Question: When is a shield not a shield? Answer: When it still looks a wee bit like Safe Harbor!
The Article 29 Data Protection Working Party (“the A29WP“) has, at a conference in Brussels today (13 April 2016), given its opinion (the “Opinion“) on the Commission proposed Privacy Shield.
What is the Privacy Shield and why does it matter?
On 6 October 2015, in a landmark ruling, the European Court of Justice in the case of Maximillian Schrems v Irish Data Protection Commissioner (often referred to as the Schrems Facebook case), the ECJ declared the then data transfer mechanism, the Safe Harbor scheme, used by almost every US IT Company, to be invalid.
Safe Harbor was an agreed benchmark which when adhered to would protect the rights of European citizens when their personal data was being transferred to signatories of the scheme in the US.
The Privacy Shield is the proposed replacement mechanism for the exchange of this transatlantic data. In broad terms the proposed Privacy Shield will provide a mechanism via an ombudsman in the US to handle complaints made by EU citizens about the handling of their data; along with commitments from US intelligence agencies that the personal data of European citizens would not be subject to mass surveillance. Like its predecessor, the proposed Privacy Shield will operate on an annual self-certification scheme basis with oversight being provided by Department of Commerce and enforced by the US Federal Trade Commission.
Who are A29WP and why does their Opinion matter?
The A29WP are an advisory body made up of each of the EU Member States data protection regulators. They have today given their Opinion on the proposed EU-US Privacy Shield and whilst it is non-binding, their Opinion will weigh heavily on any decision by the Commission to approve (or otherwise) the Privacy Shield.
So what did the A29WP conclude about the proposed Privacy Shield?
Documents leaked last week (rather ironic to talk of leaks here!) more than hinted that the A29WP were not convinced of the merits of the Privacy Shield and today at the Press Conference in Brussels this was, to a certain extent, confirmed.
The A29WP felt that it was important to note that there had been “important improvements” on the Safe Harbor mechanism with greater transparency in the Shield and that the rights of the EU citizens’ rights were better framed and the issue of surveillance was dealt with (although not enough). They were however critical of the complexity of the solution proposed – the solution being a combination of documents, non-binding letters and annexes which failed to be consistent in their use of definitions and so on. As such the A29WP felt that the solution in its current form does not provide a single point of reference and therefore is not an easily understandable document.
Isabelle Faique-Pierrotin, the French Data Protection Regulator, and chair of the A29WP, reading from a prepared statement, expressed concerns over the possibility of the “massive and indiscriminate” bulk collection of data relating to EU citizens by US authorities and believed that “we don’t have enough security [or] guarantees in the status of the ombudsperson and in their effective powers to be sure that this is really an independent authority.”

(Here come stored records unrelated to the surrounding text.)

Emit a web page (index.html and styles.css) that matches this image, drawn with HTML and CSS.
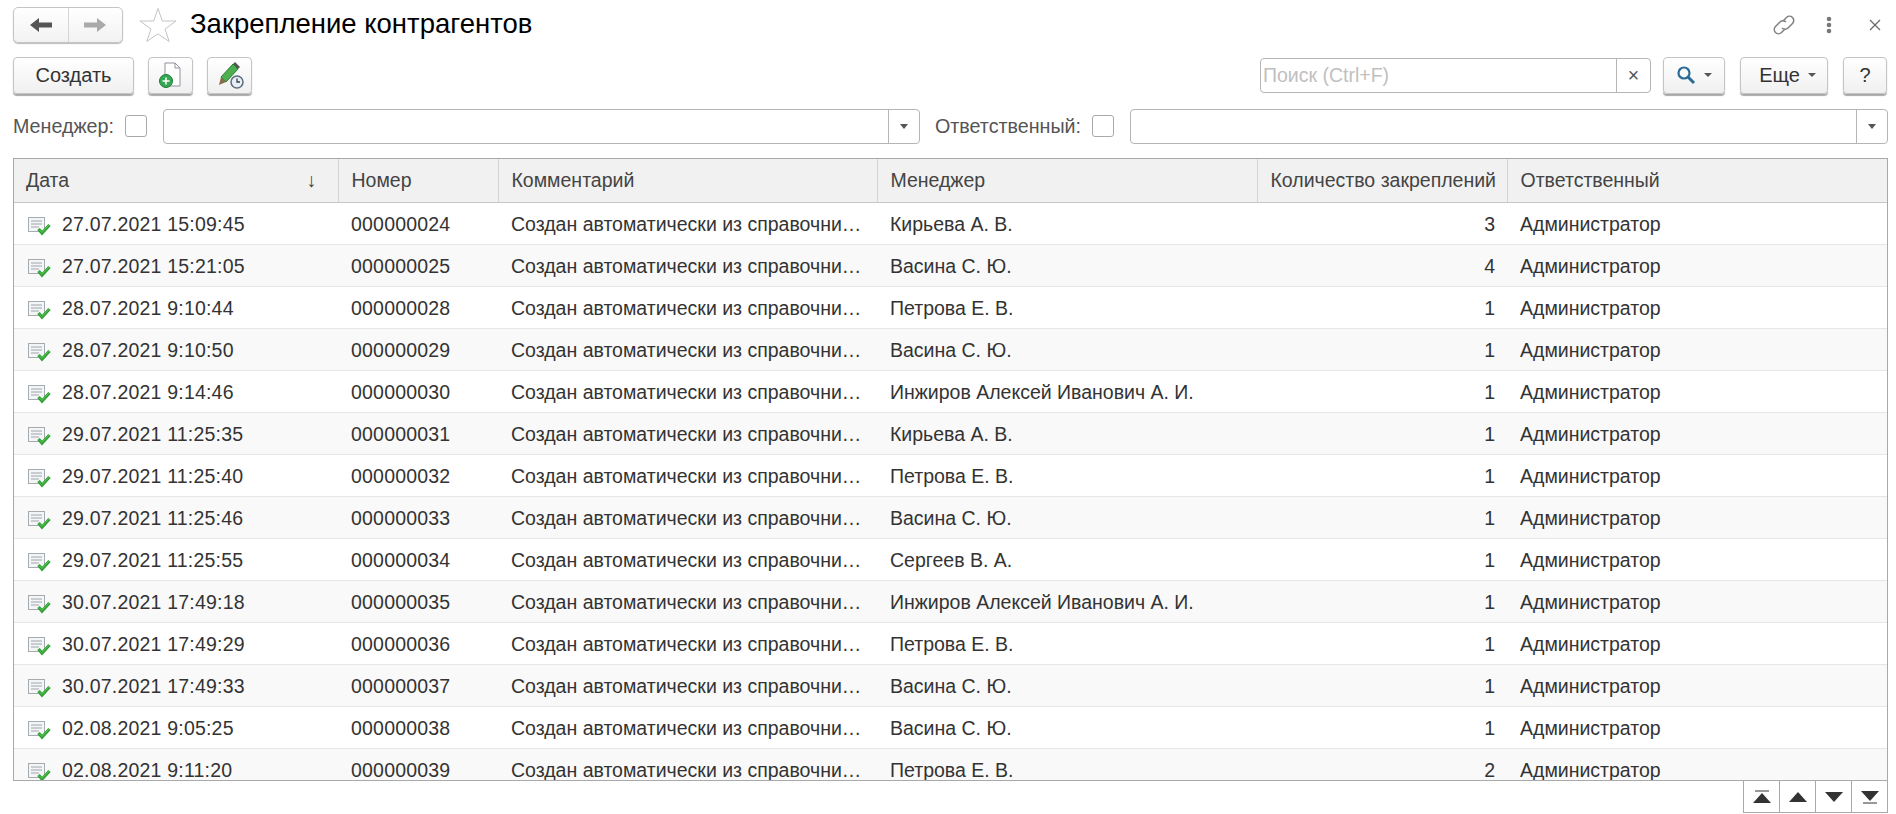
FILE: index.html
```html
<!DOCTYPE html>
<html lang="ru">
<head>
  <meta charset="UTF-8">
  <title>Закрепление контрагентов</title>
  <link rel="stylesheet" href="styles.css">
</head>
<body>
  <svg class="defs" width="0" height="0">
    <symbol id="doc" viewBox="0 0 24 20">
      <rect x="0.5" y="0.5" width="16" height="14" fill="#f3f5f7" stroke="#a6abb0"/>
      <path d="M3 4h11M3 7h11M3 10h8" stroke="#a0a6ac" fill="none"/>
      <path d="M10.500 12l3.500 4 7.500-8" fill="none" stroke="#2f9e35" stroke-width="3.200"/>
      <path d="M11 12.500l3 3 7-7.500" fill="none" stroke="#5ccb52" stroke-width="1"/>
    </symbol>
  </svg>

  <div class="titlebar">
    <div class="nav">
      <button class="nav-btn">
        <svg width="22" height="16" viewBox="0 0 22 16"><path d="M0 8l9-7v4.500h13v5H9V15z" fill="#555"/></svg>
      </button>
      <button class="nav-btn">
        <svg width="22" height="16" viewBox="0 0 22 16"><path d="M22 8l-9-7v4.500H0v5h13V15z" fill="#aaa"/></svg>
      </button>
    </div>
    <svg class="star" width="38" height="36" viewBox="0 0 38 36"><path d="M19 1.500l4.300 12.500H37l-11 8 4.200 12.500L19 26.800 7.800 34.500 12 22 1 14h13.700z" fill="#fff" stroke="#c4c4c4"/></svg>
    <h1>Закрепление контрагентов</h1>
    <div class="win-icons">
      <svg class="ic-link" width="24" height="24" viewBox="0 0 24 24" fill="none" stroke="#808080" stroke-width="1.500"><path d="M11 8l3.500-3.500a4.200 4.200 0 0 1 6 6L16 15a4.200 4.200 0 0 1-6 0"/><path d="M13 16l-3.500 3.500a4.200 4.200 0 0 1-6-6L8 9a4.200 4.200 0 0 1 6 0"/></svg>
      <svg class="ic-dots" width="6" height="18" viewBox="0 0 6 18" fill="#777"><circle cx="3" cy="3" r="2.300"/><circle cx="3" cy="9" r="2.300"/><circle cx="3" cy="15" r="2.300"/></svg>
      <svg class="ic-close" width="12" height="12" viewBox="0 0 12 12" stroke="#666" stroke-width="1.200"><path d="M1 1l10 10M11 1L1 11"/></svg>
    </div>
  </div>

  <div class="toolbar">
    <button class="btn btn-create">Создать</button>
    <button class="btn btn-icon">
      <svg width="28" height="28" viewBox="0 0 28 28">
        <path d="M8 2h10l5 5v18H8z" fill="#fff" stroke="#8d949b"/>
        <path d="M18 2v5h5" fill="none" stroke="#8d949b"/>
        <circle cx="9" cy="20" r="6.500" fill="#34a853" stroke="#1f7a36"/>
        <path d="M9 16.500v7M5.500 20h7" stroke="#fff" stroke-width="1.500"/>
      </svg>
    </button>
    <button class="btn btn-icon">
      <svg width="30" height="28" viewBox="0 0 30 28">
        <path d="M6 16L18 3l5 5-12 13z" fill="#4caf50" stroke="#2e7d32"/>
        <path d="M18 3l2-2 5 5-2 2z" fill="#555"/>
        <path d="M6 16l5 5-7 3z" fill="#8a6d4b"/>
        <circle cx="22" cy="21" r="6" fill="#e8eef5" stroke="#5d6b7a" stroke-width="1.500"/>
        <path d="M22 17.500V21h3" fill="none" stroke="#38424d" stroke-width="1.300"/>
      </svg>
    </button>
    <div class="search">
      <span class="search-text">Поиск (Ctrl+F)</span>
      <span class="search-clear">×</span>
    </div>
    <button class="btn btn-find">
      <svg width="20" height="20" viewBox="0 0 20 20" fill="none"><circle cx="8" cy="8" r="5.500" stroke="#2a6a96" stroke-width="2.200"/><path d="M12 12l6 6" stroke="#2a6a96" stroke-width="3"/></svg>
      <span class="caret"></span>
    </button>
    <button class="btn btn-more">Еще <span class="caret"></span></button>
    <button class="btn btn-help">?</button>
  </div>

  <div class="filters">
    <label class="filter-label">Менеджер:</label>
    <span class="check"></span>
    <div class="combo combo-manager"><span class="combo-arrow"><i></i></span></div>
    <label class="filter-label">Ответственный:</label>
    <span class="check"></span>
    <div class="combo combo-owner"><span class="combo-arrow"><i></i></span></div>
  </div>

  <div class="grid-wrap">
    <table class="grid">
      <colgroup>
        <col class="c-date"><col class="c-num"><col class="c-comment"><col class="c-manager"><col class="c-count"><col>
      </colgroup>
      <thead>
        <tr>
          <th><div class="th-date"><span>Дата</span><span class="sort">↓</span></div></th>
          <th>Номер</th>
          <th>Комментарий</th>
          <th>Менеджер</th>
          <th>Количество закреплений</th>
          <th>Ответственный</th>
        </tr>
      </thead>
      <tbody id="rows"></tbody>
    </table>
  </div>

  <div class="pager-row">
    <div class="pager">
      <span class="pg"><svg width="18" height="14" viewBox="0 0 18 14" fill="#333"><path d="M2 0h14v2H2z" fill="#999"/><path d="M9 3l9 10H0z"/></svg></span>
      <span class="pg"><svg width="18" height="10" viewBox="0 0 18 10" fill="#333"><path d="M9 0l9 10H0z"/></svg></span>
      <span class="pg"><svg width="18" height="10" viewBox="0 0 18 10" fill="#333"><path d="M9 10l9-10H0z"/></svg></span>
      <span class="pg"><svg width="18" height="14" viewBox="0 0 18 14" fill="#333"><path d="M9 11L18 1H0z"/><path d="M2 12h14v2H2z" fill="#999"/></svg></span>
    </div>
  </div>

  <script>
    const data = [
      ['27.07.2021 15:09:45', '000000024', 'Кирьева А. В.', 3],
      ['27.07.2021 15:21:05', '000000025', 'Васина С. Ю.', 4],
      ['28.07.2021 9:10:44', '000000028', 'Петрова Е. В.', 1],
      ['28.07.2021 9:10:50', '000000029', 'Васина С. Ю.', 1],
      ['28.07.2021 9:14:46', '000000030', 'Инжиров Алексей Иванович А. И.', 1],
      ['29.07.2021 11:25:35', '000000031', 'Кирьева А. В.', 1],
      ['29.07.2021 11:25:40', '000000032', 'Петрова Е. В.', 1],
      ['29.07.2021 11:25:46', '000000033', 'Васина С. Ю.', 1],
      ['29.07.2021 11:25:55', '000000034', 'Сергеев В. А.', 1],
      ['30.07.2021 17:49:18', '000000035', 'Инжиров Алексей Иванович А. И.', 1],
      ['30.07.2021 17:49:29', '000000036', 'Петрова Е. В.', 1],
      ['30.07.2021 17:49:33', '000000037', 'Васина С. Ю.', 1],
      ['02.08.2021 9:05:25', '000000038', 'Васина С. Ю.', 1],
      ['02.08.2021 9:11:20', '000000039', 'Петрова Е. В.', 2]
    ];

    const tbody = document.getElementById('rows');
    data.forEach(row => {
      const tr = document.createElement('tr');
      tr.innerHTML = `
        <td class="digits"><div class="cell-date"><svg class="row-icon"><use href="#doc"/></svg>${row[0]}</div></td>
        <td class="digits">${row[1]}</td>
        <td>Создан автоматически из справочни…</td>
        <td>${row[2]}</td>
        <td class="num">${row[3]}</td>
        <td>Администратор</td>`;
      tbody.appendChild(tr);
    });
  </script>
</body>
</html>
```

FILE: styles.css
```css
html, body {
  margin: 0;
  padding: 0;
  height: 100%;
  overflow: hidden;
}
body {
  font-family: "Liberation Sans", Arial, sans-serif;
  font-size: 19.5px;
  color: #333;
  background: #fff;
}
.defs {
  position: absolute;
}
button {
  font-family: inherit;
}

/* title */
.titlebar {
  display: flex;
  align-items: center;
  height: 50px;
  padding: 0 13px;
}
.nav {
  display: flex;
  width: 110px;
  height: 36px;
  border: 1px solid #c4c4c4;
  border-radius: 5px;
  box-shadow: 0 1px 1px #bbb;
  background: linear-gradient(#fff, #f2f2f2);
  box-sizing: border-box;
}
.nav-btn {
  flex: 1;
  border: none;
  background: none;
  padding: 0;
  display: flex;
  align-items: center;
  justify-content: center;
}
.nav-btn + .nav-btn {
  border-left: 1px solid #d5d5d5;
}
.star {
  margin-left: 16px;
}
h1 {
  font-size: 27.5px;
  font-weight: normal;
  color: #000;
  margin: 0 0 2px 13px;
}
.win-icons {
  margin-left: auto;
  display: flex;
  align-items: center;
  padding-right: 2px;
}
.ic-dots {
  margin-left: 30px;
}
.ic-close {
  margin-left: 37px;
}

/* toolbar */
.toolbar {
  display: flex;
  align-items: center;
  height: 38px;
  padding: 0 9px 0 13px;
  margin-top: 6px;
}
.btn {
  height: 37px;
  box-sizing: border-box;
  border: 1px solid #c4c4c4;
  border-radius: 4px;
  background: linear-gradient(#fff, #f0f0f0);
  box-shadow: 0 2px 1px #a8a8a8;
  color: #333;
  font-size: 20px;
  display: flex;
  align-items: center;
  justify-content: center;
  padding: 0;
}
.btn-create {
  width: 121px;
}
.btn-icon {
  width: 45px;
  margin-left: 14px;
}
.search {
  margin-left: auto;
  width: 391px;
  height: 35px;
  box-sizing: border-box;
  border: 1px solid #b5b5b5;
  border-radius: 4px;
  display: flex;
  align-items: center;
}
.search-text {
  flex: 1;
  padding-left: 2px;
  color: #c0c0c0;
}
.search-clear {
  width: 33px;
  height: 100%;
  border-left: 1px solid #b5b5b5;
  display: flex;
  align-items: center;
  justify-content: center;
  color: #555;
}
.btn-find {
  width: 62px;
  margin-left: 12px;
  gap: 8px;
}
.btn-more {
  width: 88px;
  margin-left: 15px;
  gap: 8px;
  padding-left: 7px;
}
.btn-help {
  width: 44px;
  margin-left: 15px;
}
.caret {
  width: 0;
  height: 0;
  border-left: 4px solid transparent;
  border-right: 4px solid transparent;
  border-top: 4px solid #555;
}

/* filters */
.filters {
  display: flex;
  align-items: center;
  height: 36px;
  padding: 0 8px 0 13px;
  margin-top: 14px;
  margin-bottom: 14px;
  color: #555;
  font-size: 19.7px;
}
.check {
  width: 22px;
  height: 22px;
  box-sizing: border-box;
  border: 1px solid #aaa;
  border-radius: 3px;
  margin-left: 11px;
  flex: none;
}
.combo {
  height: 35px;
  box-sizing: border-box;
  border: 1px solid #b5b5b5;
  border-radius: 4px;
  margin-left: 16px;
  display: flex;
  justify-content: flex-end;
}
.combo-manager {
  width: 757px;
  margin-right: 15px;
}
.combo-owner {
  flex: 1;
  margin-left: 16px;
}
.combo-arrow {
  width: 30px;
  border-left: 1px solid #b5b5b5;
  display: flex;
  align-items: center;
  justify-content: center;
}
.combo-arrow i {
  width: 0;
  height: 0;
  border-left: 4px solid transparent;
  border-right: 4px solid transparent;
  border-top: 5px solid #555;
}

/* grid */
.grid-wrap {
  height: 623px;
  margin: 0 8px 0 13px;
  box-sizing: border-box;
  border: 1px solid #a9a9a9;
  overflow: hidden;
}
.grid {
  width: 100%;
  table-layout: fixed;
  border-collapse: collapse;
}
.c-date { width: 324px; }
.c-num { width: 160px; }
.c-comment { width: 379px; }
.c-manager { width: 380px; }
.c-count { width: 250px; }
.grid th {
  height: 43px;
  padding: 1px 12px 0 13px;
  box-sizing: border-box;
  background: #f1f1f1;
  border-bottom: 1px solid #c8c8c8;
  border-right: 1px solid #d4d4d4;
  font-weight: normal;
  color: #444;
  text-align: left;
  white-space: nowrap;
  overflow: hidden;
}
.grid th:first-child {
  padding-left: 12px;
}
.grid th:last-child {
  border-right: none;
}
.th-date {
  display: flex;
  justify-content: space-between;
  padding-right: 9px;
}
.grid td {
  height: 42px;
  padding: 2px 12px 0 13px;
  box-sizing: border-box;
  border-bottom: 1px solid #e6e6e6;
  white-space: nowrap;
  overflow: hidden;
}
.grid td:first-child {
  padding-left: 12px;
}
.grid td.digits {
  letter-spacing: 0.2px;
}
.grid tbody tr:nth-child(even) {
  background: #f9f9f9;
}
.grid td.num {
  text-align: right;
}
.cell-date {
  display: flex;
  align-items: center;
  gap: 10px;
}
.row-icon {
  width: 24px;
  height: 20px;
  margin-left: 2px;
  margin-top: 6px;
  flex: none;
}

/* pager */
.pager-row {
  display: flex;
  justify-content: flex-end;
  padding-right: 8px;
}
.pager {
  display: flex;
  border: 1px solid #a9a9a9;
  border-top: none;
  height: 31px;
}
.pg {
  width: 35px;
  display: flex;
  align-items: center;
  justify-content: center;
}
.pg + .pg {
  border-left: 1px solid #a9a9a9;
}
```
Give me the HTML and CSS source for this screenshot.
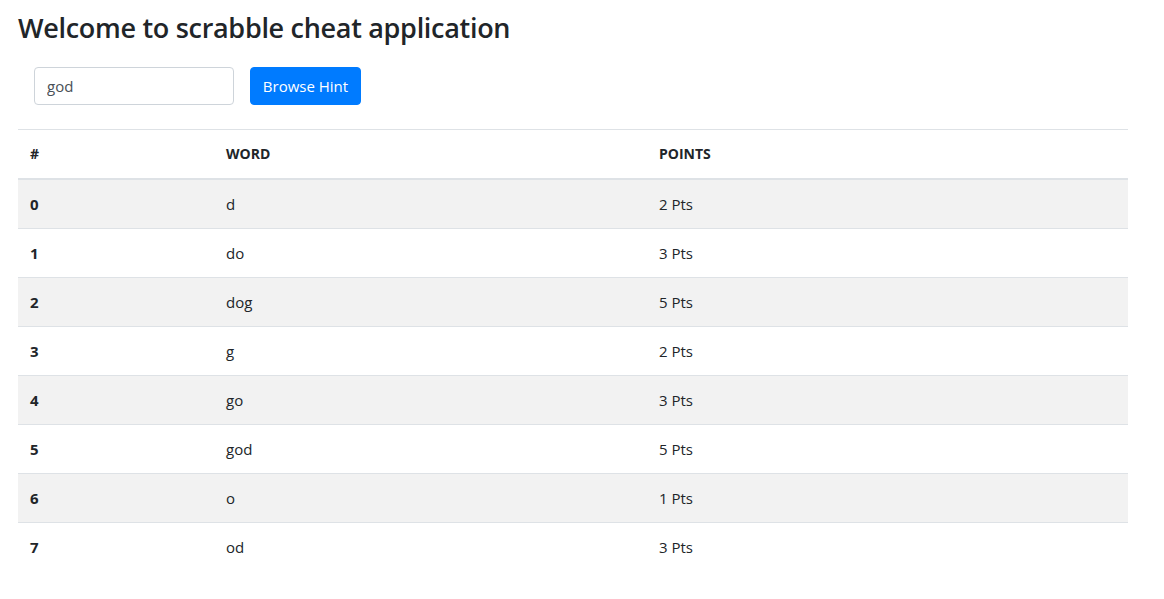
FILE: index.html
```html
<!DOCTYPE html>
<html>
<head>
<meta charset="utf-8">
<link rel="stylesheet" href="styles.css">
</head>
<body>
<div class="container">
  <h3 class="title">Welcome to scrabble cheat application</h3>
  <form class="search">
    <input class="field" type="text" value="god">
    <button class="btn" type="button">Browse Hint</button>
  </form>
  <table class="words">
    <colgroup><col class="c1"><col class="c2"><col class="c3"></colgroup>
    <thead>
      <tr><th>#</th><th>WORD</th><th>POINTS</th></tr>
    </thead>
    <tbody>
      <tr><th>0</th><td>d</td><td>2 Pts</td></tr>
      <tr><th>1</th><td>do</td><td>3 Pts</td></tr>
      <tr><th>2</th><td>dog</td><td>5 Pts</td></tr>
      <tr><th>3</th><td>g</td><td>2 Pts</td></tr>
      <tr><th>4</th><td>go</td><td>3 Pts</td></tr>
      <tr><th>5</th><td>god</td><td>5 Pts</td></tr>
      <tr><th>6</th><td>o</td><td>1 Pts</td></tr>
      <tr><th>7</th><td>od</td><td>3 Pts</td></tr>
    </tbody>
  </table>
</div>
</body>
</html>
```

FILE: styles.css
```css
html, body {
  margin: 0;
  padding: 0;
  background: #fff;
}
body {
  font-family: "Open Sans", "Noto Sans", sans-serif;
  color: #212529;
  font-size: 15px;
}
.container {
  width: 1110px;
  padding-left: 18px;
}
.title {
  margin: 11px 0 22px 0;
  font-size: 27px;
  line-height: 34px;
  font-weight: 600;
  letter-spacing: -0.3px;
}
.search {
  display: flex;
  gap: 16px;
  padding-left: 16px;
  margin: 0 0 24px 0;
}
.field {
  box-sizing: border-box;
  width: 200px;
  height: 38px;
  border: 1px solid #ced4da;
  border-radius: 4px;
  padding: 0 12px;
  font-family: inherit;
  font-size: 15px;
  color: #495057;
  margin: 0;
}
.btn {
  box-sizing: border-box;
  height: 38px;
  width: 111px;
  border: 1px solid #007bff;
  background: #007bff;
  color: #fff;
  border-radius: 4px;
  font-family: inherit;
  font-size: 15px;
  padding: 0;
  margin: 0;
}
.words {
  width: 1110px;
  border-collapse: collapse;
}
.c1 { width: 196px; }
.c2 { width: 433px; }
.c3 { width: 481px; }
.words th, .words td {
  text-align: left;
  padding: 12px;
  line-height: 24px;
  font-size: 15px;
  border-top: 1px solid #dee2e6;
  vertical-align: top;
}
.words th { font-weight: 700; }
.words td { font-weight: 400; }
.words thead th {
  border-bottom: 2px solid #dee2e6;
  font-size: 14px;
}
.words tbody tr:nth-child(odd) {
  background: #f2f2f2;
}
```
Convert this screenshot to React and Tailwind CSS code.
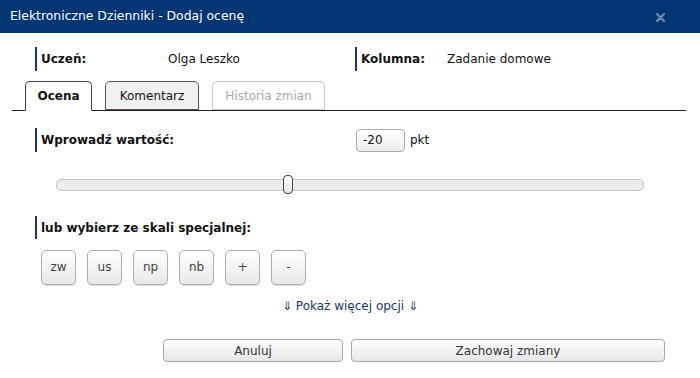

The A29WP expressed their concerns that the data protection principles are not adequately reflected in the Shield. Ms Faique-Pierrotin highlighted in particular their concerns with regards to the lack of clarification of the purpose limitation principle which raises the possibility for the further re-use and transfer of the data collected; and secondly the data retention principle is not expressly mentioned. The avenues of recourse are numerous and whilst missing from Safe Harbor the avenues are difficult for the end user to find and choose the best option. They believe the national DPA be the natural option.
There is urgent need for clarification and they believe integrated into the Shield should be a revision mechanism to take into account the new GDPR regime as the Privacy Shield is built under the current data protection legislative framework and in two years this will change and therefore the Shield should be reviewed to accommodate the new standards set out in the GDPR.
Importantly Ms Faique-Pierrotin set out the A29WP’s four essential guarantees:
- Processing should be based on clear precise and accessible rules so that an individual will be able to see what might happen if his data may be accessed by a public body and in particular the US intelligence services;
- Necessity and Proportionality needs to be demonstrated;
- An independent oversight mechanism must be established and must have sufficient independence to carry out the checks; and
- Effective remedies to individuals to defend their rights before an independent body must be available.
With this in mind, their main concern was in relation to the massive and indiscriminate bulk collection of data and the lack of independence of the ombudsman.
In conclusion, whilst there have been improvements and a great step forward the concerns and clarifications which have not been addressed resulted in the A29WP identifying that there was still some work to do to improve the Privacy Shield to ensure that the Privacy Shield is essentially equivalent to the EU. Time will tell whether the Commission will take on board the A29WP’s Opinion.